SET EXERCISE –
Retype each line exactly. Skip images.

AVAILABLE DATA –
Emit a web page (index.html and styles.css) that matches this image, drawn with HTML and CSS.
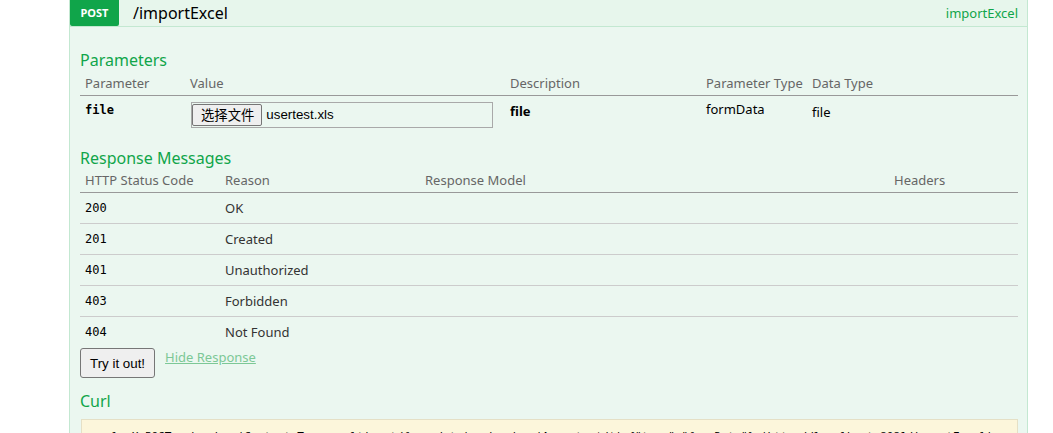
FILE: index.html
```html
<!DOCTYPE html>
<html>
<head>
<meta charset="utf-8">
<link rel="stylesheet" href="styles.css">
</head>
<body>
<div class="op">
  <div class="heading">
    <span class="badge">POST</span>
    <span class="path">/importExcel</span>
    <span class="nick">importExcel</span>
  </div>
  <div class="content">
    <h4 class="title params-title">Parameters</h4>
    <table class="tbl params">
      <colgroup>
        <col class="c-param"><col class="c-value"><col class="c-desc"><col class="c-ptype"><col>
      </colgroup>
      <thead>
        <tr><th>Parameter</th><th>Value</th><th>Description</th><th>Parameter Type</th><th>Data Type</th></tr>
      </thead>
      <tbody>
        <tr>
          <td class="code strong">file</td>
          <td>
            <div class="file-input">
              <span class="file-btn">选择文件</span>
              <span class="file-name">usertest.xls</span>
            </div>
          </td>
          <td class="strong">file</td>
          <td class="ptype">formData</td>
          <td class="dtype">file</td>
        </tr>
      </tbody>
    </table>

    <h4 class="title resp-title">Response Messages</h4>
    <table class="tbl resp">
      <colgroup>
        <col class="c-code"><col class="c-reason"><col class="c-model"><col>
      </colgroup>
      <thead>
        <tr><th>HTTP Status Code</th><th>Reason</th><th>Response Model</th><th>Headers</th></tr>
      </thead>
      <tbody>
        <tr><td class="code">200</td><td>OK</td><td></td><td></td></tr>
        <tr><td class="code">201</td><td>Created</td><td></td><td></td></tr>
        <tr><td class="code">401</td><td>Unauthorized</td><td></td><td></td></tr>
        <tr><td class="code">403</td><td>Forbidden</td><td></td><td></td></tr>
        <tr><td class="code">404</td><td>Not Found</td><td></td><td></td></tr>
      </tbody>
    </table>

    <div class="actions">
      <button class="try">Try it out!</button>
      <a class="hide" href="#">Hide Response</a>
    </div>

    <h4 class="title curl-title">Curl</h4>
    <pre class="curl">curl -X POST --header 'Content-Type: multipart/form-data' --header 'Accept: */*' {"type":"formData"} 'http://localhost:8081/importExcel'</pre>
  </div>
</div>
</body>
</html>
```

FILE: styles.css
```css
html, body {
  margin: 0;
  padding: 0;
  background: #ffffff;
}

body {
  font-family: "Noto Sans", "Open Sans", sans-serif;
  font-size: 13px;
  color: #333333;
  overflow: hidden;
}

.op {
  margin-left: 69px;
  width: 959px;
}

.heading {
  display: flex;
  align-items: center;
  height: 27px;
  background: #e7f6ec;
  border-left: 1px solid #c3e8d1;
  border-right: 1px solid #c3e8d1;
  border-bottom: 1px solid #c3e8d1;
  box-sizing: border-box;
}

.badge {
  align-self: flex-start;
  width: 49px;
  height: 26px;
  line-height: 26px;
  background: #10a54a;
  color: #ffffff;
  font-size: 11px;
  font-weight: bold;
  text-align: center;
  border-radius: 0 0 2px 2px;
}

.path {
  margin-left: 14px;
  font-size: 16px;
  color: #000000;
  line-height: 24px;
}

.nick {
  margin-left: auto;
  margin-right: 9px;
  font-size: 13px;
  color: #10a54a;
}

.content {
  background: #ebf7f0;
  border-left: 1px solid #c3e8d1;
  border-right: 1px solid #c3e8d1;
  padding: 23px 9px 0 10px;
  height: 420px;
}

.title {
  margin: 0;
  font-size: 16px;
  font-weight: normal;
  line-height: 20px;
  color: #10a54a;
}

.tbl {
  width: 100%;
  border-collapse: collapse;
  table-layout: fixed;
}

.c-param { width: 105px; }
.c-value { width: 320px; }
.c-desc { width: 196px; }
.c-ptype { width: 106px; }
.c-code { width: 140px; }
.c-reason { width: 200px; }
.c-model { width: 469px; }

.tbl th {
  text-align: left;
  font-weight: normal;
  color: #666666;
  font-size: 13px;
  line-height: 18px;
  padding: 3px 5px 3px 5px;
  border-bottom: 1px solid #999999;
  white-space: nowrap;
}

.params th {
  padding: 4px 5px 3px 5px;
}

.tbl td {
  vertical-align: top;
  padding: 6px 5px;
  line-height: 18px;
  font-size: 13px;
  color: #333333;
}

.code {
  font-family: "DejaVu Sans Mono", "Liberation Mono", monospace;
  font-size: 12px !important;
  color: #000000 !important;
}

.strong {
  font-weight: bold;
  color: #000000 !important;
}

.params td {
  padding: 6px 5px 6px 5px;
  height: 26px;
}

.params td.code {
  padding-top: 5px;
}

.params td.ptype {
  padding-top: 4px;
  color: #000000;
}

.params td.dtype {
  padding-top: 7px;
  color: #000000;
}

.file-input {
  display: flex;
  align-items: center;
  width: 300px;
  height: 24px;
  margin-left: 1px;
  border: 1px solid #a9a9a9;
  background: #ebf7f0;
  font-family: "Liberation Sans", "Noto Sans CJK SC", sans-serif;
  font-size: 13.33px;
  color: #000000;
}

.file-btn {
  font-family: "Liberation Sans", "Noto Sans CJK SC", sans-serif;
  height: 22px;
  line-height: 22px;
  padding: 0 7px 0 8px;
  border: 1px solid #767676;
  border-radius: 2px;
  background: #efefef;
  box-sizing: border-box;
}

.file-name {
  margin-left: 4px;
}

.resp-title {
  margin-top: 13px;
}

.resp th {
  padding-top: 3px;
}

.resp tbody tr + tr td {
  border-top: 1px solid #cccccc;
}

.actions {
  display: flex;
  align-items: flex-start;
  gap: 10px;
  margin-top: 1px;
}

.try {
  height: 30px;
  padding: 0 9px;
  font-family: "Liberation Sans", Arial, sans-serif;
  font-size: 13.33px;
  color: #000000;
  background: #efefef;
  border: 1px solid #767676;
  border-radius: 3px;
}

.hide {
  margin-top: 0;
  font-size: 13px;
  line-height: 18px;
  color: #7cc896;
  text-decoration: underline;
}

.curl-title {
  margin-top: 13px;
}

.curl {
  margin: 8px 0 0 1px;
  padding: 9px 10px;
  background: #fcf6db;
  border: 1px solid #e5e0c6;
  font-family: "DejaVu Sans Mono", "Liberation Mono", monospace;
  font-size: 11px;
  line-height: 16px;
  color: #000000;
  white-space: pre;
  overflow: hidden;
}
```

THE OUTPUT –
Emit a web page (index.html and styles.css) that matches this image, drawn with HTML and CSS.
FILE: index.html
```html
<!DOCTYPE html>
<html>
<head>
<meta charset="utf-8">
<link rel="stylesheet" href="styles.css">
</head>
<body>
<div class="op">
  <div class="heading">
    <span class="badge">POST</span>
    <span class="path">/importExcel</span>
    <span class="nick">importExcel</span>
  </div>
  <div class="content">
    <h4 class="title params-title">Parameters</h4>
    <table class="tbl params">
      <colgroup>
        <col class="c-param"><col class="c-value"><col class="c-desc"><col class="c-ptype"><col>
      </colgroup>
      <thead>
        <tr><th>Parameter</th><th>Value</th><th>Description</th><th>Parameter Type</th><th>Data Type</th></tr>
      </thead>
      <tbody>
        <tr>
          <td class="code strong">file</td>
          <td>
            <div class="file-input">
              <span class="file-btn">选择文件</span>
              <span class="file-name">usertest.xls</span>
            </div>
          </td>
          <td class="strong">file</td>
          <td class="ptype">formData</td>
          <td class="dtype">file</td>
        </tr>
      </tbody>
    </table>

    <h4 class="title resp-title">Response Messages</h4>
    <table class="tbl resp">
      <colgroup>
        <col class="c-code"><col class="c-reason"><col class="c-model"><col>
      </colgroup>
      <thead>
        <tr><th>HTTP Status Code</th><th>Reason</th><th>Response Model</th><th>Headers</th></tr>
      </thead>
      <tbody>
        <tr><td class="code">200</td><td>OK</td><td></td><td></td></tr>
        <tr><td class="code">201</td><td>Created</td><td></td><td></td></tr>
        <tr><td class="code">401</td><td>Unauthorized</td><td></td><td></td></tr>
        <tr><td class="code">403</td><td>Forbidden</td><td></td><td></td></tr>
        <tr><td class="code">404</td><td>Not Found</td><td></td><td></td></tr>
      </tbody>
    </table>

    <div class="actions">
      <button class="try">Try it out!</button>
      <a class="hide" href="#">Hide Response</a>
    </div>

    <h4 class="title curl-title">Curl</h4>
    <pre class="curl">curl -X POST --header 'Content-Type: multipart/form-data' --header 'Accept: */*' {"type":"formData"} 'http://localhost:8081/importExcel'</pre>
  </div>
</div>
</body>
</html>
```

FILE: styles.css
```css
html, body {
  margin: 0;
  padding: 0;
  background: #ffffff;
}

body {
  font-family: "Noto Sans", "Open Sans", sans-serif;
  font-size: 13px;
  color: #333333;
  overflow: hidden;
}

.op {
  margin-left: 69px;
  width: 959px;
}

.heading {
  display: flex;
  align-items: center;
  height: 27px;
  background: #e7f6ec;
  border-left: 1px solid #c3e8d1;
  border-right: 1px solid #c3e8d1;
  border-bottom: 1px solid #c3e8d1;
  box-sizing: border-box;
}

.badge {
  align-self: flex-start;
  width: 49px;
  height: 26px;
  line-height: 26px;
  background: #10a54a;
  color: #ffffff;
  font-size: 11px;
  font-weight: bold;
  text-align: center;
  border-radius: 0 0 2px 2px;
}

.path {
  margin-left: 14px;
  font-size: 16px;
  color: #000000;
  line-height: 24px;
}

.nick {
  margin-left: auto;
  margin-right: 9px;
  font-size: 13px;
  color: #10a54a;
}

.content {
  background: #ebf7f0;
  border-left: 1px solid #c3e8d1;
  border-right: 1px solid #c3e8d1;
  padding: 23px 9px 0 10px;
  height: 420px;
}

.title {
  margin: 0;
  font-size: 16px;
  font-weight: normal;
  line-height: 20px;
  color: #10a54a;
}

.tbl {
  width: 100%;
  border-collapse: collapse;
  table-layout: fixed;
}

.c-param { width: 105px; }
.c-value { width: 320px; }
.c-desc { width: 196px; }
.c-ptype { width: 106px; }
.c-code { width: 140px; }
.c-reason { width: 200px; }
.c-model { width: 469px; }

.tbl th {
  text-align: left;
  font-weight: normal;
  color: #666666;
  font-size: 13px;
  line-height: 18px;
  padding: 3px 5px 3px 5px;
  border-bottom: 1px solid #999999;
  white-space: nowrap;
}

.params th {
  padding: 4px 5px 3px 5px;
}

.tbl td {
  vertical-align: top;
  padding: 6px 5px;
  line-height: 18px;
  font-size: 13px;
  color: #333333;
}

.code {
  font-family: "DejaVu Sans Mono", "Liberation Mono", monospace;
  font-size: 12px !important;
  color: #000000 !important;
}

.strong {
  font-weight: bold;
  color: #000000 !important;
}

.params td {
  padding: 6px 5px 6px 5px;
  height: 26px;
}

.params td.code {
  padding-top: 5px;
}

.params td.ptype {
  padding-top: 4px;
  color: #000000;
}

.params td.dtype {
  padding-top: 7px;
  color: #000000;
}

.file-input {
  display: flex;
  align-items: center;
  width: 300px;
  height: 24px;
  margin-left: 1px;
  border: 1px solid #a9a9a9;
  background: #ebf7f0;
  font-family: "Liberation Sans", "Noto Sans CJK SC", sans-serif;
  font-size: 13.33px;
  color: #000000;
}

.file-btn {
  font-family: "Liberation Sans", "Noto Sans CJK SC", sans-serif;
  height: 22px;
  line-height: 22px;
  padding: 0 7px 0 8px;
  border: 1px solid #767676;
  border-radius: 2px;
  background: #efefef;
  box-sizing: border-box;
}

.file-name {
  margin-left: 4px;
}

.resp-title {
  margin-top: 13px;
}

.resp th {
  padding-top: 3px;
}

.resp tbody tr + tr td {
  border-top: 1px solid #cccccc;
}

.actions {
  display: flex;
  align-items: flex-start;
  gap: 10px;
  margin-top: 1px;
}

.try {
  height: 30px;
  padding: 0 9px;
  font-family: "Liberation Sans", Arial, sans-serif;
  font-size: 13.33px;
  color: #000000;
  background: #efefef;
  border: 1px solid #767676;
  border-radius: 3px;
}

.hide {
  margin-top: 0;
  font-size: 13px;
  line-height: 18px;
  color: #7cc896;
  text-decoration: underline;
}

.curl-title {
  margin-top: 13px;
}

.curl {
  margin: 8px 0 0 1px;
  padding: 9px 10px;
  background: #fcf6db;
  border: 1px solid #e5e0c6;
  font-family: "DejaVu Sans Mono", "Liberation Mono", monospace;
  font-size: 11px;
  line-height: 16px;
  color: #000000;
  white-space: pre;
  overflow: hidden;
}
```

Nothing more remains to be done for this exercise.